_PROVIDED RECORDS_
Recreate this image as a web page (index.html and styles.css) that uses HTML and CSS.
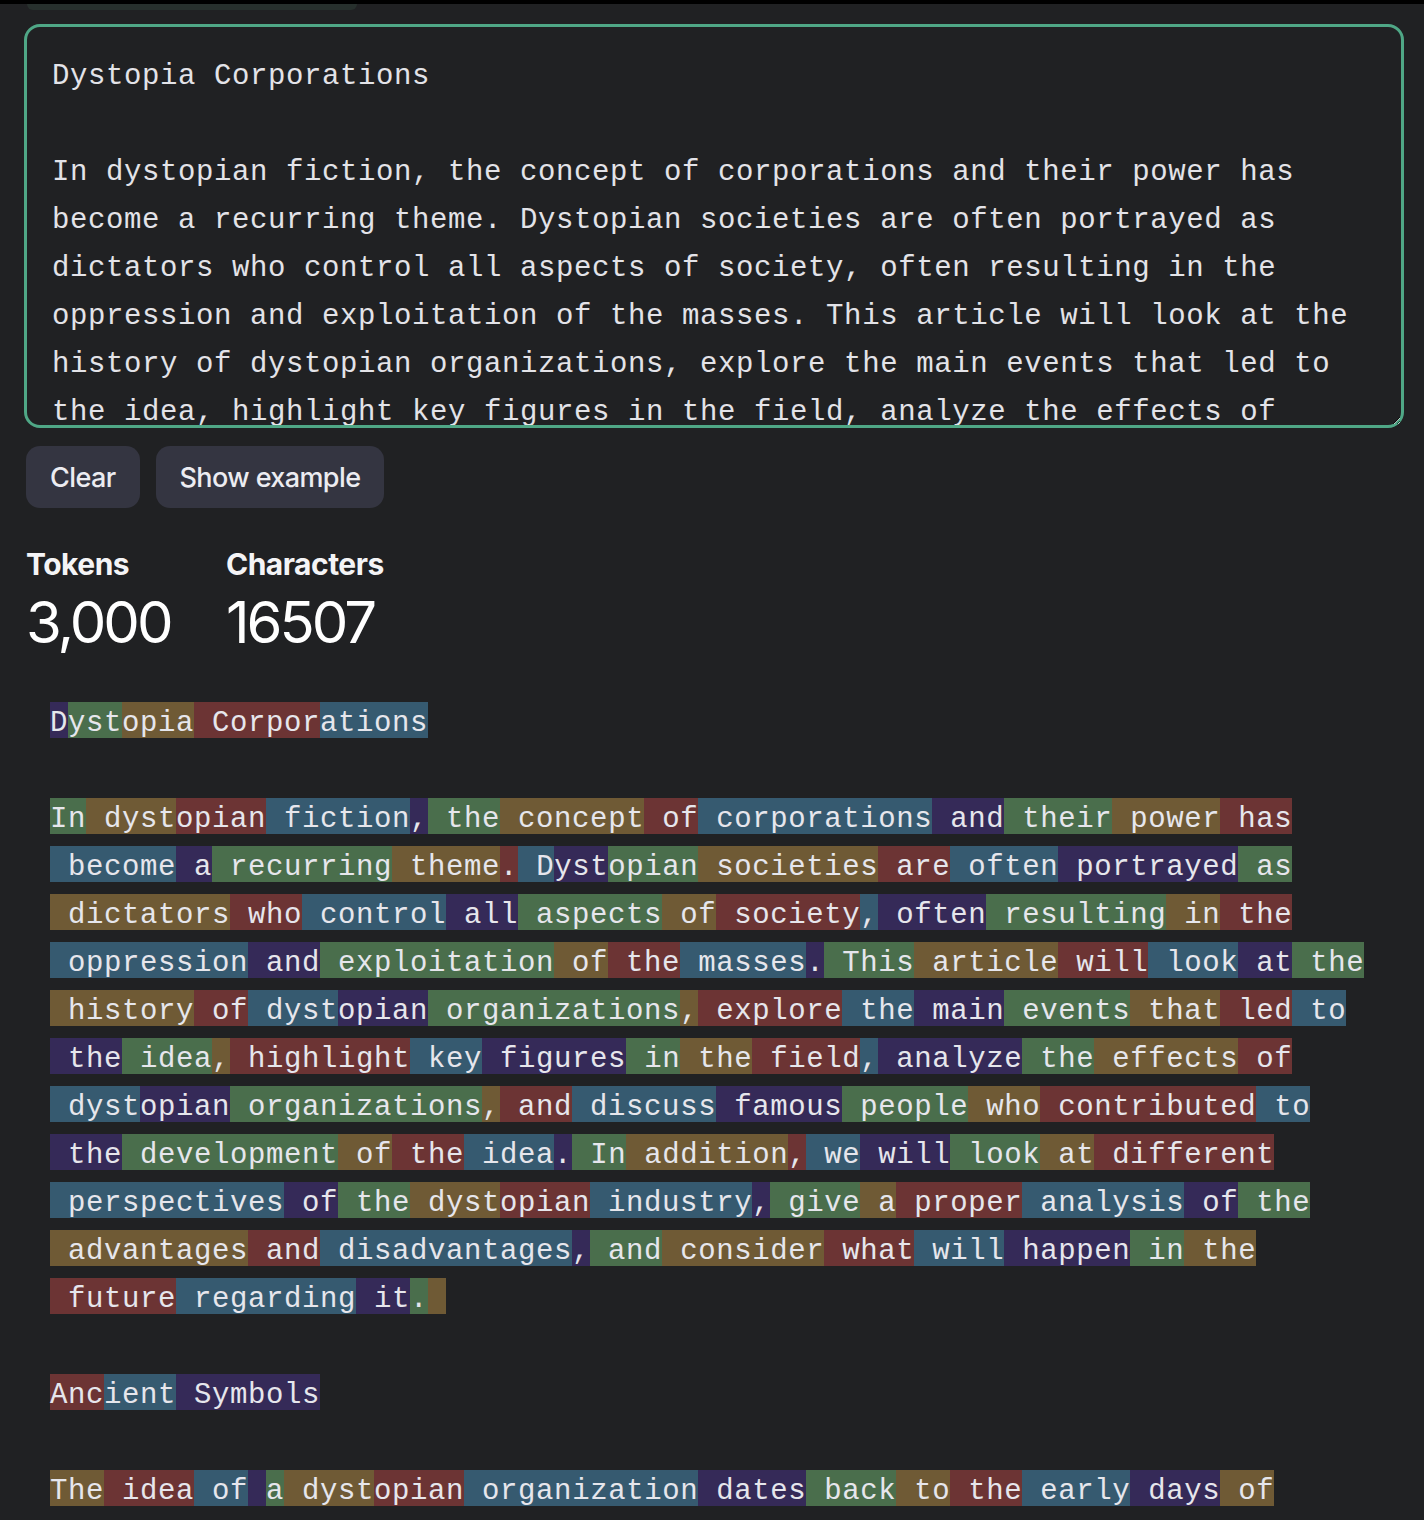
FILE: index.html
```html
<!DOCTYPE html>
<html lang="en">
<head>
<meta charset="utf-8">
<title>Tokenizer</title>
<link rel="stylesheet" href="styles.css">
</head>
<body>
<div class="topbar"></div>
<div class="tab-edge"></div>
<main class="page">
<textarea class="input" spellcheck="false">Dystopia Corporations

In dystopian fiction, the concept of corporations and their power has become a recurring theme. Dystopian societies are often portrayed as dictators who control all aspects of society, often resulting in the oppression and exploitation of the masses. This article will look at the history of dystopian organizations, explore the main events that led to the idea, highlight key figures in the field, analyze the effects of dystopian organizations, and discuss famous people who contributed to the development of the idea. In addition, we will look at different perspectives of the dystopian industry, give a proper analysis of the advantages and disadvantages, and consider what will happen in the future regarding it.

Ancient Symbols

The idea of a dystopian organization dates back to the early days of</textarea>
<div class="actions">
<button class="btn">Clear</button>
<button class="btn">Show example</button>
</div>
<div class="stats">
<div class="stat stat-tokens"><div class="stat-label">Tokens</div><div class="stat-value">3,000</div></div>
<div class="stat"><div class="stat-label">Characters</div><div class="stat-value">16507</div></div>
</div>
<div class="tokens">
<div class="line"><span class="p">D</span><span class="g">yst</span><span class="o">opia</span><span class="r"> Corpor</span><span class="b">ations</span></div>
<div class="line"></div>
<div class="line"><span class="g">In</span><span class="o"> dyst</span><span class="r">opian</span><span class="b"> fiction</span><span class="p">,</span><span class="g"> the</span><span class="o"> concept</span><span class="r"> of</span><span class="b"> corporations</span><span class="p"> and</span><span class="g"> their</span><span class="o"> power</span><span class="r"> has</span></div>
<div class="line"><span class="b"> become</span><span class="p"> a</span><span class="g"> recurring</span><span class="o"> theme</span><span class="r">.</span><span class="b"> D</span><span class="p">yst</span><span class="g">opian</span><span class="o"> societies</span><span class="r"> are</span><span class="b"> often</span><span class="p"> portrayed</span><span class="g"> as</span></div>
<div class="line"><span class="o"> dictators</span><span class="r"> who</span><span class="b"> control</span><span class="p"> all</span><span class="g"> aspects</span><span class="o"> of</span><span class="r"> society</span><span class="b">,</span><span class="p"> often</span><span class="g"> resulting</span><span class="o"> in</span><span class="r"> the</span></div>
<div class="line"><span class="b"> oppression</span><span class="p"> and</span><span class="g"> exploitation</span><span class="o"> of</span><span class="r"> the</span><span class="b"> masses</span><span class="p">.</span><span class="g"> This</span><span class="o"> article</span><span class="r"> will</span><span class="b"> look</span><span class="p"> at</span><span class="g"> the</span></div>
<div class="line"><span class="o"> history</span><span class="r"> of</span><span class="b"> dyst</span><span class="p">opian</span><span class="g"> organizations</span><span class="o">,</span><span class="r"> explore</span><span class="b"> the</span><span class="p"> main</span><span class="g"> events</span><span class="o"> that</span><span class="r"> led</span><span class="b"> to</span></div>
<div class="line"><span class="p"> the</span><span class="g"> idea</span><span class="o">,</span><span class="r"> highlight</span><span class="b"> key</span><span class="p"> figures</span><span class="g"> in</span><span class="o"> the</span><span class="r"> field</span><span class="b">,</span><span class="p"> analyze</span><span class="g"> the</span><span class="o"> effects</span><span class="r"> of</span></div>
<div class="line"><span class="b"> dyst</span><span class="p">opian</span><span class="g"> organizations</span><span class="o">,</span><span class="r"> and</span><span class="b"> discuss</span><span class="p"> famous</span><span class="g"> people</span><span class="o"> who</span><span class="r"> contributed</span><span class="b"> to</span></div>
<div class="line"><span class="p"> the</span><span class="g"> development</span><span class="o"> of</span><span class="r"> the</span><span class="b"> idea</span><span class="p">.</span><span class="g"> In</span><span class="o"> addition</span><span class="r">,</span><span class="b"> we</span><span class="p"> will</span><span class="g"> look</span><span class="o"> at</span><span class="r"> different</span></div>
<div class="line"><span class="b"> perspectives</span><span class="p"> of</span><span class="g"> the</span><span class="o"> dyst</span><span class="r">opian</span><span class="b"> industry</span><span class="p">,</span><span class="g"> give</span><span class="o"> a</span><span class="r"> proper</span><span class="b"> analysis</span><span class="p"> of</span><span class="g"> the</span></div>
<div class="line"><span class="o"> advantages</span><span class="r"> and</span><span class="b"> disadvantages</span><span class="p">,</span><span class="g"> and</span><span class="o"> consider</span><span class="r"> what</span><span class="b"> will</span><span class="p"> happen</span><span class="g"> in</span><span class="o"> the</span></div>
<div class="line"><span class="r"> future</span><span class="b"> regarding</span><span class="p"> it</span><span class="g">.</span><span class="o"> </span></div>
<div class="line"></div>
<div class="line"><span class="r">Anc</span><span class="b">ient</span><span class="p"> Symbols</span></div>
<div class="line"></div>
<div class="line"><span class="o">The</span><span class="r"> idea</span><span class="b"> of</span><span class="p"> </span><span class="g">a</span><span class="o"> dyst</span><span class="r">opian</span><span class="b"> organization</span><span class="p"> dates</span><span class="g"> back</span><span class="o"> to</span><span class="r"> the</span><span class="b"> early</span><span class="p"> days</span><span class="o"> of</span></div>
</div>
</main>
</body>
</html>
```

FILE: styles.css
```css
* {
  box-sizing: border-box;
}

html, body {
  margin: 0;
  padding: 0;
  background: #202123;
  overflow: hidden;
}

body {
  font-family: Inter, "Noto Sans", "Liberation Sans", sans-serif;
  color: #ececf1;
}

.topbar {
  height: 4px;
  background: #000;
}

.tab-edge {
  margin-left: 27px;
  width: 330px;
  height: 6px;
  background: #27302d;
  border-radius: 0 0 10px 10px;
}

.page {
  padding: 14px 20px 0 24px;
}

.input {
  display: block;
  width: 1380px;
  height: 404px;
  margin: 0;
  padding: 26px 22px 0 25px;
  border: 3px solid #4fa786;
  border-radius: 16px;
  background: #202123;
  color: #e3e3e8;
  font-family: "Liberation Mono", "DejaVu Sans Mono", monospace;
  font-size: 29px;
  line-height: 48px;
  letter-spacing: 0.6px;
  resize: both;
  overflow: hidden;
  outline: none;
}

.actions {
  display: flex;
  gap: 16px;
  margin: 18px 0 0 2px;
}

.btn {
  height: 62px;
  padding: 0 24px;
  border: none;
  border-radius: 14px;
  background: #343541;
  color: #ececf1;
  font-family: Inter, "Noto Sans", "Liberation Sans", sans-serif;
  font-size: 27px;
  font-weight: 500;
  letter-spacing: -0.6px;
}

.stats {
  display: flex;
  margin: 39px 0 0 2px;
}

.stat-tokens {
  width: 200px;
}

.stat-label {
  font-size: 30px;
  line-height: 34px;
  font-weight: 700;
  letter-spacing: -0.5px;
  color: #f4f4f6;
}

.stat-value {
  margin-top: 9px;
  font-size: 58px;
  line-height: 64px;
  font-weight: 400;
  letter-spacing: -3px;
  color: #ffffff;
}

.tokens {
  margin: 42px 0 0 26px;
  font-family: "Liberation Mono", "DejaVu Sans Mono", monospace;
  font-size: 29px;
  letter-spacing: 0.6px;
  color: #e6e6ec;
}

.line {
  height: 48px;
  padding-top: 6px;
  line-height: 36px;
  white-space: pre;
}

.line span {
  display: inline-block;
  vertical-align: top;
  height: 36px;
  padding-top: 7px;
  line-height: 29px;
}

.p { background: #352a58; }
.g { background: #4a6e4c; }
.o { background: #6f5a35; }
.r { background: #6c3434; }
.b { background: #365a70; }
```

---

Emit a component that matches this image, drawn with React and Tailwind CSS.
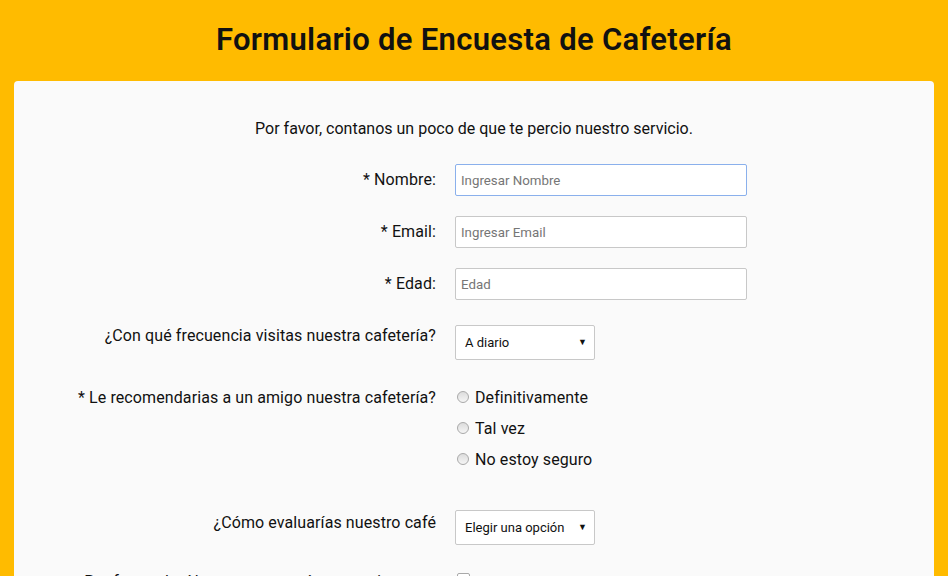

_WHAT YOU WILL DO_
Out of the records, collect only those lines that contain the string "styles".

_OUTPUT OF THE TASK_
Recreate this image as a web page (index.html and styles.css) that uses HTML and CSS.
<link rel="stylesheet" href="styles.css">
FILE: styles.css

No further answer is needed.